En se présentant à la primaire PS de 2011, où il n’obtient que 5,6 % des voix, il gagne aussi ses galons de présidentiable. En appelant dès le soir de son échec à voter Hollande, il lui apporte des voix décisives. Pendant la campagne, ce bosseur infatigable, soucieux du moindre détail, supplante les Moscovici et Le Foll en s’affichant comme le vrai directeur de campagne, avec notamment l’organisation minutieuse et décisive du meeting du Bourget. Il gagne là l’estime du futur chef de l’Etat.

Aujourd’hui, face à l’ampleur de la défaite du socialisme municipal, il apparaît à François Hollande comme le recours incontournable face à une France en colère. « Il répond au besoin d’un gouvernement fort et populaire », résume-t-on à l’Elysée.


Encore faut-il que cet as de la communication mette en pratique cette phrase de Vaclav Havel, qu’il place en exergue de son dernier livre, « L’énergie du changement », paru en 2011 : « Vous ne m’avez pas proposé à ce poste pour que je vous mente à mon tour. » Jusqu’à présent, il a plutôt bâti sa réputation en disant à ses camarades quelques vérités crues.

Bref, en brisant des tabous.
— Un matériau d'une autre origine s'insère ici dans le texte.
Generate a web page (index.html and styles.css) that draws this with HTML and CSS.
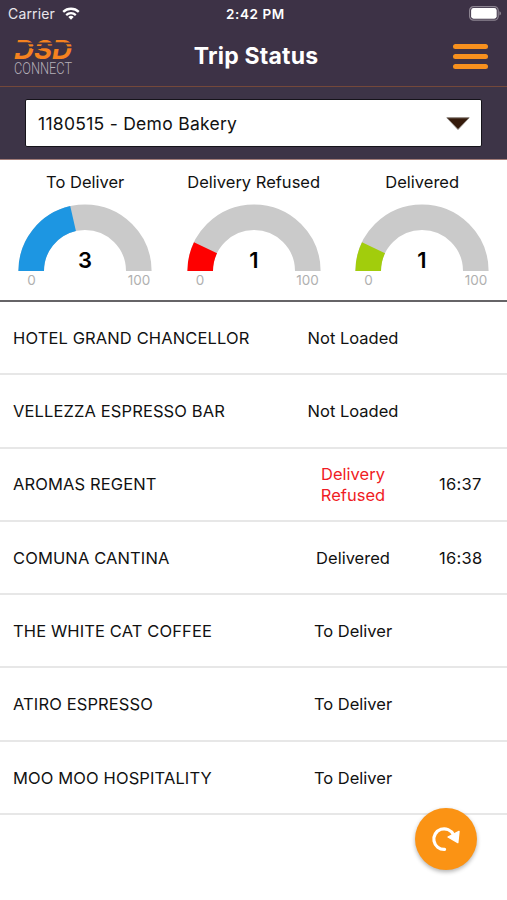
FILE: index.html
```
<!DOCTYPE html>
<html lang="en">
<head>
    <meta charset="UTF-8">
    <meta name="viewport" content="width=device-width, initial-scale=1.0">
    <title>Trip Status</title>
    <link rel="stylesheet" href="styles.css">
</head>
<body>
    <header class="header">
        <div class="status-bar">
            <div class="carrier">
                <span>Carrier</span>
                <svg class="wifi" viewBox="0 0 18 13" width="18" height="13">
                    <path d="M1.2 4.9a11.2 11.2 0 0 1 15.6 0" fill="none" stroke="#fff" stroke-width="2.3"/>
                    <path d="M4.2 8.1a7 7 0 0 1 9.6 0" fill="none" stroke="#fff" stroke-width="2.2"/>
                    <path d="M9 12.8 6.3 10a3.9 3.9 0 0 1 5.4 0z" fill="#fff"/>
                </svg>
            </div>
            <span class="clock">2:42 PM</span>
            <svg class="battery" viewBox="0 0 32 15" width="32" height="15">
                <rect x="0.6" y="0.6" width="28.6" height="13.6" rx="4" fill="none" stroke="#8d8592" stroke-width="1.2"/>
                <rect x="2.1" y="2.1" width="25.6" height="10.6" rx="2.4" fill="#fff"/>
                <path d="M30.4 5.2v4.4q1.6-.6 1.6-2.2t-1.6-2.2z" fill="#8d8592"/>
            </svg>
        </div>
        <div class="nav">
            <svg class="logo" viewBox="0 0 62 46" width="62" height="46">
                <text class="logo-top" x="0" y="25" textLength="58" lengthAdjust="spacingAndGlyphs">DSD</text>
                <path d="M0 9.4h62M0 13.4h62" stroke="#3d3246" stroke-width="1.8"/>
                <path d="M0 8.5h14l-4 10.5H0zM19 12h9l-1 3h-9zM40 8.5h10l-2 6.5h-9z" fill="#3d3246"/>
                <text class="logo-bottom" x="0" y="40" textLength="58" lengthAdjust="spacingAndGlyphs">CONNECT</text>
            </svg>
            <h1>Trip Status</h1>
            <div class="menu">
                <span></span>
                <span></span>
                <span></span>
            </div>
        </div>
    </header>

    <div class="trip">
        <div class="select">
            <span>1180515 - Demo Bakery</span>
            <svg viewBox="0 0 24 13" width="24" height="13">
                <path d="M.8.8h22.4L12 12.4z" fill="#351a0b" stroke="#837a72" stroke-width="1"/>
            </svg>
        </div>
    </div>

    <section class="gauges">
        <div class="gauge">
            <h2>To Deliver</h2>
            <svg viewBox="0 0 134 67" width="134" height="67">
                <path class="track" d="M13.2 67a53.8 53.8 0 0 1 107.6 0"/>
                <path class="fill blue" pathLength="7" stroke-dasharray="3 7" d="M13.2 67a53.8 53.8 0 0 1 107.6 0"/>
                <text x="67" y="64">3</text>
            </svg>
            <div class="scale"><span>0</span><span>100</span></div>
        </div>
        <div class="gauge">
            <h2>Delivery Refused</h2>
            <svg viewBox="0 0 134 67" width="134" height="67">
                <path class="track" d="M13.2 67a53.8 53.8 0 0 1 107.6 0"/>
                <path class="fill red" pathLength="7" stroke-dasharray="1 7" d="M13.2 67a53.8 53.8 0 0 1 107.6 0"/>
                <text x="67" y="64">1</text>
            </svg>
            <div class="scale"><span>0</span><span>100</span></div>
        </div>
        <div class="gauge">
            <h2>Delivered</h2>
            <svg viewBox="0 0 134 67" width="134" height="67">
                <path class="track" d="M13.2 67a53.8 53.8 0 0 1 107.6 0"/>
                <path class="fill green" pathLength="7" stroke-dasharray="1 7" d="M13.2 67a53.8 53.8 0 0 1 107.6 0"/>
                <text x="67" y="64">1</text>
            </svg>
            <div class="scale"><span>0</span><span>100</span></div>
        </div>
    </section>

    <ul class="stops">
        <li><span class="name">HOTEL GRAND CHANCELLOR</span><span class="state">Not Loaded</span><span class="time"></span></li>
        <li><span class="name">VELLEZZA ESPRESSO BAR</span><span class="state">Not Loaded</span><span class="time"></span></li>
        <li><span class="name">AROMAS REGENT</span><span class="state refused">Delivery Refused</span><span class="time">16:37</span></li>
        <li><span class="name">COMUNA CANTINA</span><span class="state">Delivered</span><span class="time">16:38</span></li>
        <li><span class="name">THE WHITE CAT COFFEE</span><span class="state">To Deliver</span><span class="time"></span></li>
        <li><span class="name">ATIRO ESPRESSO</span><span class="state">To Deliver</span><span class="time"></span></li>
        <li><span class="name">MOO MOO HOSPITALITY</span><span class="state">To Deliver</span><span class="time"></span></li>
    </ul>

    <button class="refresh" aria-label="Refresh">
        <svg viewBox="0 0 28 26" width="28" height="26">
            <path d="M12.6 23.4A10.3 10.3 0 1 1 21.4 8.6" fill="none" stroke="#fff" stroke-width="3.2" stroke-linecap="round"/>
            <path d="M27 5.4 25.8 16.6 16 11z" fill="#fff" stroke="#fff" stroke-width="1.4" stroke-linejoin="round"/>
        </svg>
    </button>
</body>
</html>
```
FILE: styles.css
```
* {
    box-sizing: border-box;
}

body {
    margin: 0;
    height: 900px;
    overflow: hidden;
    background: #fff;
    color: #111;
    font-family: Inter, "Liberation Sans", sans-serif;
    font-size: 16.5px;
}

svg {
    overflow: visible;
}

.header {
    height: 87px;
    background: #3d3246;
    border-bottom: 1px solid #74483a;
    color: #fff;
}

.status-bar {
    display: grid;
    grid-template-columns: 1fr auto 1fr;
    align-items: center;
    height: 27px;
    padding: 0 4px 0 8px;
    font-size: 14px;
}

.carrier {
    display: flex;
    align-items: center;
    gap: 7px;
    color: #e9e6ec;
    letter-spacing: 0.15px;
}

.clock {
    font-weight: 600;
    font-size: 13.5px;
    letter-spacing: 0.6px;
}

.battery {
    justify-self: end;
    margin-right: 2px;
}

.nav {
    display: grid;
    grid-template-columns: 80px 1fr 70px;
    align-items: center;
    height: 59px;
    padding: 0 19px 0 14px;
}

.logo-top {
    font-family: Inter, sans-serif;
    font-size: 26px;
    font-weight: 700;
    font-style: italic;
    fill: #f58220;
}

.logo-bottom {
    font-family: Roboto, sans-serif;
    font-size: 16px;
    font-weight: 300;
    fill: #b5afb8;
}

h1 {
    margin: 0 0 2px;
    text-align: center;
    font-size: 23px;
    font-weight: 700;
    letter-spacing: 0.2px;
}

.menu {
    display: flex;
    flex-direction: column;
    justify-self: end;
    gap: 4.5px;
    width: 35px;
}

.menu span {
    height: 5.5px;
    border-radius: 3px;
    background: #f7901e;
}

.trip {
    height: 73px;
    padding: 12px 25px;
    background: #3d3447;
    border-bottom: 1px solid #a27c78;
}

.select {
    display: flex;
    align-items: center;
    justify-content: space-between;
    height: 48px;
    padding: 0 11px 0 12px;
    background: #fff;
    border: 1px solid #15131a;
    border-radius: 2px;
    font-size: 17.5px;
    letter-spacing: 0.28px;
}

.gauges {
    display: grid;
    grid-template-columns: repeat(3, 168.5px);
    justify-content: center;
    height: 142px;
    padding-top: 12px;
    padding-left: 0.4px;
    border-bottom: 2px solid #666467;
}

.gauge {
    display: flex;
    flex-direction: column;
    align-items: center;
}

.gauge h2 {
    margin: 0 0 12px;
    font-size: 16.5px;
    line-height: 20px;
    font-weight: 400;
}

.gauge path {
    fill: none;
    stroke-width: 25.6;
}

.gauge .track {
    stroke: #cacaca;
}

.gauge .blue {
    stroke: #1d96e2;
}

.gauge .red {
    stroke: #fe0000;
}

.gauge .green {
    stroke: #a2cd0c;
}

.gauge text {
    font-size: 22px;
    font-weight: 600;
    text-anchor: middle;
    fill: #000;
}

.scale {
    display: flex;
    justify-content: space-between;
    width: 134px;
    padding: 0 2px 0 9px;
    font-size: 13.5px;
    line-height: 18px;
    color: #b0b0b0;
}

.stops {
    margin: 0;
    padding: 0;
    list-style: none;
}

.stops li {
    display: grid;
    grid-template-columns: 280px 120px 1fr;
    align-items: center;
    height: 73.3px;
    padding: 1px 0 0 13px;
    border-bottom: 2px solid #e7e7e7;
    line-height: 20.5px;
}

.name {
    letter-spacing: 0.12px;
}

.state {
    text-align: center;
}

.state.refused {
    padding: 0 20px;
    color: #f01c24;
}

.time {
    padding-left: 26px;
    letter-spacing: 0.25px;
}

.refresh {
    position: absolute;
    left: 415px;
    top: 808px;
    display: flex;
    align-items: center;
    justify-content: center;
    width: 62px;
    height: 62px;
    padding: 0;
    border: none;
    border-radius: 50%;
    background: #fb9314;
    box-shadow: 0 2px 4px rgba(0, 0, 0, 0.3);
}
```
C’est lui qui, le premier au PS, s’est attaqué aux deux vaches sacrées des 35 heures et de la retraite à 60 ans. Lui qui a pourfendu la « culture des dépenses et du déficit public », même si, dans sa ville d’Evry, il n’a pas été exemplaire pour réduire les effectifs ! Lui encore, ce laïque convaincu, qui a voté la loi sur l’interdiction de la burqa initiée à l’époque par l’UMP. Lui toujours qui, depuis qu’il est au gouvernement, s’est singularisé dans son camp en abandonnant la promesse hollandaise du récépissé d’identité, en refusant d’abroger la rétention de sûreté voulue par Nicolas Sarkozy ou encore en interdisant le spectacle de Dieudonné, jugé par lui « raciste et antisémite ».Le trublion, l’homme qui dérange, celui qui transcende le clivage droite-gauche, n’a pas eu peur, en prenant ces positions iconoclastes, de se mettre à dos tantôt la gauche de la gauche, tantôt les Verts. « Je ne m’interdis rien. Je suis comme cela », aime-t-il rappeler quand on le chatouille. Certes, depuis quelques semaines il s’affiche avec ses nouveaux complices, Arnaud Montebourg et Benoît Hamon, auquel il aurait même promis un grand ministère s’il devenait Premier ministre. Cécile Duflot lui a signifié, elle, qu’elle quitterait le gouvernement s’il le dirigeait. Le savoir-faire de Manuel Valls pour redonner confiance aux Français dans la majorité va être scruté à la loupe dans les jours et semaines à venir.Gilles Verdez, auteur d’une récente et très riche biographie intitulée « Manuel Valls. Les secrets d’un destin » (éd. du Moment), l’a beaucoup observé pendant toute une année pour l’interviewer. Il ose la comparaison avec Bonaparte dont il est aussi un passionné : « Valls a ce même côté conquérant : “J’assume mes ambitions. Je renverse les codes. Je vais au bout de mes logiques. Je suis proche du peuple contre les élites. A moi rien d’impossible.” »

Il va lui falloir, en tout cas, beaucoup d’énergie face à une mondialisation, conquérante elle aussi, qui a retiré aux politiques beaucoup de leurs pouvoirs et figé les peuples – du notaire au chauffeur de taxi – dans leur peur du changement et leurs avantages acquis.